Mediation talks between U.S. Soccer, USWNT break down
The players on the women’s team filed a gender discrimination lawsuit back in March, and it appears that lawsuit will continue to progress. The two sides met in New York City for two days according to the reports, but New York Times assistant sports editor Andrew Das says those talks “went nowhere.”
“We entered this week’s mediation with representatives of U.S.S.F. full of hope,” said plaintiff spokeswoman Molly Levinson in a statement. “Today we must conclude these meetings sorely disappointed in the federation’s determination to perpetuate fundamentally discriminatory workplace conditions and behavior. It is clear that U.S.S.F., including its board of directors and President Carlos Cordeiro, fully intend to continue to compensate women players less than men. They will not succeed.”
The Wall Street Journal reported back in June that the two sides intended to hash out their differences outside of the courtroom.
U.S. Soccer released its own side of the situation, accusing the players’ counsel of unproductive intentions. “Instead of allowing mediation to proceed in a considerate manner, plaintiffs’ counsel took an aggressive and ultimately unproductive approach that follows months of presenting misleading information to the public in an effort to perpetuate confusion.
“We always know there is more we can do. We value our players and have continually shown that by providing them with compensation and support that exceeds any other women’s team in the world. Despite inflammatory statements from their spokesperson, which are intended to paint our actions inaccurately and unfairly, we are undaunted in our efforts to continue discussions in good faith.”
In late July, U.S. Soccer president Cordeiro released an open letter that he hoped would help back his side’s stance on the current wage gap. That letter did not go down well, and some attacked the accuracy or relevance of the numbers presented.
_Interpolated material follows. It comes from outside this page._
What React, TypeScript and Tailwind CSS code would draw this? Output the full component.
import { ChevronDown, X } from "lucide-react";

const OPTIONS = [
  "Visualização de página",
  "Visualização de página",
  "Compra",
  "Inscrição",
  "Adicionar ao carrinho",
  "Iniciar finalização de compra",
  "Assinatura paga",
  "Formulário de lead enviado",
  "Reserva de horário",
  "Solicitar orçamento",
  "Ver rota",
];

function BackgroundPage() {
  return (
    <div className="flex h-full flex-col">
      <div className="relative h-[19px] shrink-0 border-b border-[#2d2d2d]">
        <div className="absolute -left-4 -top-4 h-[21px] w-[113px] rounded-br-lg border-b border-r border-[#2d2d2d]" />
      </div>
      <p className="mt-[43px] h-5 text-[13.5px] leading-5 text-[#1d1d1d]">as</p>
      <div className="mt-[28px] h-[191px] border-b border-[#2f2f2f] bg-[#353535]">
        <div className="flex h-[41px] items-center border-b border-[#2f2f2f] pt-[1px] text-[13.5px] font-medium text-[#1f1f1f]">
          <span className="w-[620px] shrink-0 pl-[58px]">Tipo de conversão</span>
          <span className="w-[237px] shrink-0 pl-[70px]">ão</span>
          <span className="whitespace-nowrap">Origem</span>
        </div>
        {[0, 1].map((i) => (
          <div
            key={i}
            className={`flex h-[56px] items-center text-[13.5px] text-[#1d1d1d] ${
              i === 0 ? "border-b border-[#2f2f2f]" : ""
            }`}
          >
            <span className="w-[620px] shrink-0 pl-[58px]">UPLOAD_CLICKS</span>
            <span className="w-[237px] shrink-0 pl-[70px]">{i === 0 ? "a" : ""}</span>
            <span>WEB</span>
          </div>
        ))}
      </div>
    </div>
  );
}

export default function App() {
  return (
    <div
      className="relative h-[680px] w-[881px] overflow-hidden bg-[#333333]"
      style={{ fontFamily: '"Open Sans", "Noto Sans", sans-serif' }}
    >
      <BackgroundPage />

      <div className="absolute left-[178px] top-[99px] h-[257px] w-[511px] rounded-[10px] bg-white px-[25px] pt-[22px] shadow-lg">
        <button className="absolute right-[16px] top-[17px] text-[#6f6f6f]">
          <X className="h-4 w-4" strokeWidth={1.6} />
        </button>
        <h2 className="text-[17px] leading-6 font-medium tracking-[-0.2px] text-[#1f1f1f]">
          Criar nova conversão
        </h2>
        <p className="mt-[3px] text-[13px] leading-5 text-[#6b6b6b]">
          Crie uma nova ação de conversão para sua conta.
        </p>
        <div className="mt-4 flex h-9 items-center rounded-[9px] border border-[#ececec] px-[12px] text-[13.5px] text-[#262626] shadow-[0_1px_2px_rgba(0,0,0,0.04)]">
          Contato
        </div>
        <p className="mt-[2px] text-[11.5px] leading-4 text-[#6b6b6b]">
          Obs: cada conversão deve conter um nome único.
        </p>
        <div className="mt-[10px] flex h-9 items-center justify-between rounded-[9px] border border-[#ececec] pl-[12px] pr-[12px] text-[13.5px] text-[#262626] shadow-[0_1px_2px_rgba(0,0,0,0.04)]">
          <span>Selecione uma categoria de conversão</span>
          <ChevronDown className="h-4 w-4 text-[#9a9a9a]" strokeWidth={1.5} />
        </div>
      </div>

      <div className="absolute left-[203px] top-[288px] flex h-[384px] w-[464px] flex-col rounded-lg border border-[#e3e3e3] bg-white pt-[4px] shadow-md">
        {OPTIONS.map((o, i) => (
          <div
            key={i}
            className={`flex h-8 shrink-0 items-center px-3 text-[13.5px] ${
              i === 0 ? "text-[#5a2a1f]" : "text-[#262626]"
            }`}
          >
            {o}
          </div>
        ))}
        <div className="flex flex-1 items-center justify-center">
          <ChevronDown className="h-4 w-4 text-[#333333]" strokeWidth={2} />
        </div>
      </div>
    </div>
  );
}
Reports also claimed that internally, U.S. Soccer looked to hire lobbyists for a political push, fearing backlash from political candidates who hoped to capitalize on the high-profile battle and use it to further a platform around equal pay.
This is not the first time the two sides looked to meet and settle things out of court. Before the Women’s World Cup this summer, the players reportedly looked to meet with Cordeiro and informally come to some kind of agreement, but the U.S. Soccer president insisted all 28 players named in the lawsuit be present, an impossible request given the broad reach of those players and the preparations for the World Cup.